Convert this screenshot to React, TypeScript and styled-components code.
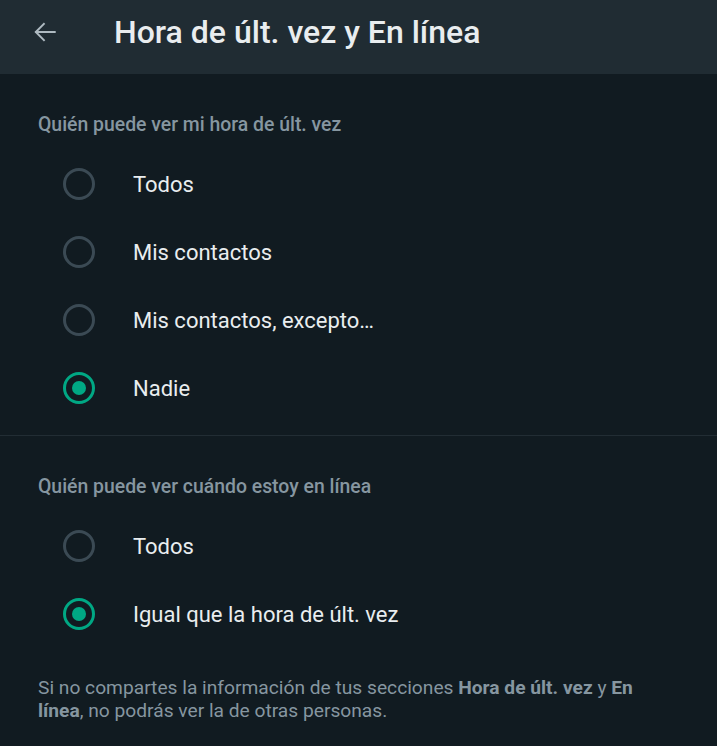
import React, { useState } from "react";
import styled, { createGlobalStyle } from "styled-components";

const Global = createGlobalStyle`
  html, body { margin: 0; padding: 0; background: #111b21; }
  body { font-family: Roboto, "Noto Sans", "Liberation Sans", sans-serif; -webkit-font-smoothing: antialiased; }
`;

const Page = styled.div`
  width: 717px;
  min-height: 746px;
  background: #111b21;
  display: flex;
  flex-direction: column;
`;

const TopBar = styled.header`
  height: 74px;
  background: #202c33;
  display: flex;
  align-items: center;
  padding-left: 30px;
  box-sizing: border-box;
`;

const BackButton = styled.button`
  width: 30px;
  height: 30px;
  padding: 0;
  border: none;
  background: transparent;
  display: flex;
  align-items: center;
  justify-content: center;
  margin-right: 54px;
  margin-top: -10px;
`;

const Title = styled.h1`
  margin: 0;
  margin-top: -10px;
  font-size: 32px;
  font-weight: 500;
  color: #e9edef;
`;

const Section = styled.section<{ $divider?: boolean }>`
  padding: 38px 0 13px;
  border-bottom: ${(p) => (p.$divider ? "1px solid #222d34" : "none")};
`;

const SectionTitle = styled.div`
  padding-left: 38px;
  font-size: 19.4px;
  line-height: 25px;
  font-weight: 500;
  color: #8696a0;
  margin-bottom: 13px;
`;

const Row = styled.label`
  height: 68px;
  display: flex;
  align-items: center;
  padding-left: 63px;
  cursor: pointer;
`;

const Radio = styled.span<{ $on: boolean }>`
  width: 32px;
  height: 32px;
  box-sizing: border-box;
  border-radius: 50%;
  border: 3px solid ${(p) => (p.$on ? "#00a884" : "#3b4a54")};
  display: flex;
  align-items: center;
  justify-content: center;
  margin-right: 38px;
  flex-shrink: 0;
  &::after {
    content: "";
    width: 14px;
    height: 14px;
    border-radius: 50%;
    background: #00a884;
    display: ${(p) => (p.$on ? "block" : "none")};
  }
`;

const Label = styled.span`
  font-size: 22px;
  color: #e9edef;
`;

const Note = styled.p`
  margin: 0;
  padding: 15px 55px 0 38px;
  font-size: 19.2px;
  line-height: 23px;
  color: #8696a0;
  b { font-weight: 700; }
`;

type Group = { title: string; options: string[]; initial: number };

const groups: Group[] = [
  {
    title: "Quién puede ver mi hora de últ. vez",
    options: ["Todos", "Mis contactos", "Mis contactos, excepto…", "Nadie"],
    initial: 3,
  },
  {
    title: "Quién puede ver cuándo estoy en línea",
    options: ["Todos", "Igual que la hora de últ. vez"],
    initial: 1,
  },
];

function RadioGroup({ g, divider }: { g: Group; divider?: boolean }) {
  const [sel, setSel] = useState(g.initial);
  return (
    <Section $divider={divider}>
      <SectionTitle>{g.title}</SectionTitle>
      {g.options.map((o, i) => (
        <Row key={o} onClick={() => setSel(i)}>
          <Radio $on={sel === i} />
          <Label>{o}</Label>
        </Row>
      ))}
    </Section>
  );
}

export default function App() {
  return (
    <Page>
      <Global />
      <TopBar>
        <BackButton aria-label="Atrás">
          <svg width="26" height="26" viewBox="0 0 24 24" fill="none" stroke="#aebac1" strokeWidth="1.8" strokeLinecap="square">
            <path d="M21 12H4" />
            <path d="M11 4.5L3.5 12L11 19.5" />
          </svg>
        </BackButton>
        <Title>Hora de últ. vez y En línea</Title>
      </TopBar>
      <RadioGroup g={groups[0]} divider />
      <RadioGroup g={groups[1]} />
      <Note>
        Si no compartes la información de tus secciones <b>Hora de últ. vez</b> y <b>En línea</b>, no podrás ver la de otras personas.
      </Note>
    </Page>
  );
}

========

### Work to do
Return each line exactly as written. Any picture gets left out.

### Task response
Convert this screenshot to React, TypeScript and styled-components code.
import React, { useState } from "react";
import styled, { createGlobalStyle } from "styled-components";

const Global = createGlobalStyle`
  html, body { margin: 0; padding: 0; background: #111b21; }
  body { font-family: Roboto, "Noto Sans", "Liberation Sans", sans-serif; -webkit-font-smoothing: antialiased; }
`;

const Page = styled.div`
  width: 717px;
  min-height: 746px;
  background: #111b21;
  display: flex;
  flex-direction: column;
`;

const TopBar = styled.header`
  height: 74px;
  background: #202c33;
  display: flex;
  align-items: center;
  padding-left: 30px;
  box-sizing: border-box;
`;

const BackButton = styled.button`
  width: 30px;
  height: 30px;
  padding: 0;
  border: none;
  background: transparent;
  display: flex;
  align-items: center;
  justify-content: center;
  margin-right: 54px;
  margin-top: -10px;
`;

const Title = styled.h1`
  margin: 0;
  margin-top: -10px;
  font-size: 32px;
  font-weight: 500;
  color: #e9edef;
`;

const Section = styled.section<{ $divider?: boolean }>`
  padding: 38px 0 13px;
  border-bottom: ${(p) => (p.$divider ? "1px solid #222d34" : "none")};
`;

const SectionTitle = styled.div`
  padding-left: 38px;
  font-size: 19.4px;
  line-height: 25px;
  font-weight: 500;
  color: #8696a0;
  margin-bottom: 13px;
`;

const Row = styled.label`
  height: 68px;
  display: flex;
  align-items: center;
  padding-left: 63px;
  cursor: pointer;
`;

const Radio = styled.span<{ $on: boolean }>`
  width: 32px;
  height: 32px;
  box-sizing: border-box;
  border-radius: 50%;
  border: 3px solid ${(p) => (p.$on ? "#00a884" : "#3b4a54")};
  display: flex;
  align-items: center;
  justify-content: center;
  margin-right: 38px;
  flex-shrink: 0;
  &::after {
    content: "";
    width: 14px;
    height: 14px;
    border-radius: 50%;
    background: #00a884;
    display: ${(p) => (p.$on ? "block" : "none")};
  }
`;

const Label = styled.span`
  font-size: 22px;
  color: #e9edef;
`;

const Note = styled.p`
  margin: 0;
  padding: 15px 55px 0 38px;
  font-size: 19.2px;
  line-height: 23px;
  color: #8696a0;
  b { font-weight: 700; }
`;

type Group = { title: string; options: string[]; initial: number };

const groups: Group[] = [
  {
    title: "Quién puede ver mi hora de últ. vez",
    options: ["Todos", "Mis contactos", "Mis contactos, excepto…", "Nadie"],
    initial: 3,
  },
  {
    title: "Quién puede ver cuándo estoy en línea",
    options: ["Todos", "Igual que la hora de últ. vez"],
    initial: 1,
  },
];

function RadioGroup({ g, divider }: { g: Group; divider?: boolean }) {
  const [sel, setSel] = useState(g.initial);
  return (
    <Section $divider={divider}>
      <SectionTitle>{g.title}</SectionTitle>
      {g.options.map((o, i) => (
        <Row key={o} onClick={() => setSel(i)}>
          <Radio $on={sel === i} />
          <Label>{o}</Label>
        </Row>
      ))}
    </Section>
  );
}

export default function App() {
  return (
    <Page>
      <Global />
      <TopBar>
        <BackButton aria-label="Atrás">
          <svg width="26" height="26" viewBox="0 0 24 24" fill="none" stroke="#aebac1" strokeWidth="1.8" strokeLinecap="square">
            <path d="M21 12H4" />
            <path d="M11 4.5L3.5 12L11 19.5" />
          </svg>
        </BackButton>
        <Title>Hora de últ. vez y En línea</Title>
      </TopBar>
      <RadioGroup g={groups[0]} divider />
      <RadioGroup g={groups[1]} />
      <Note>
        Si no compartes la información de tus secciones <b>Hora de últ. vez</b> y <b>En línea</b>, no podrás ver la de otras personas.
      </Note>
    </Page>
  );
}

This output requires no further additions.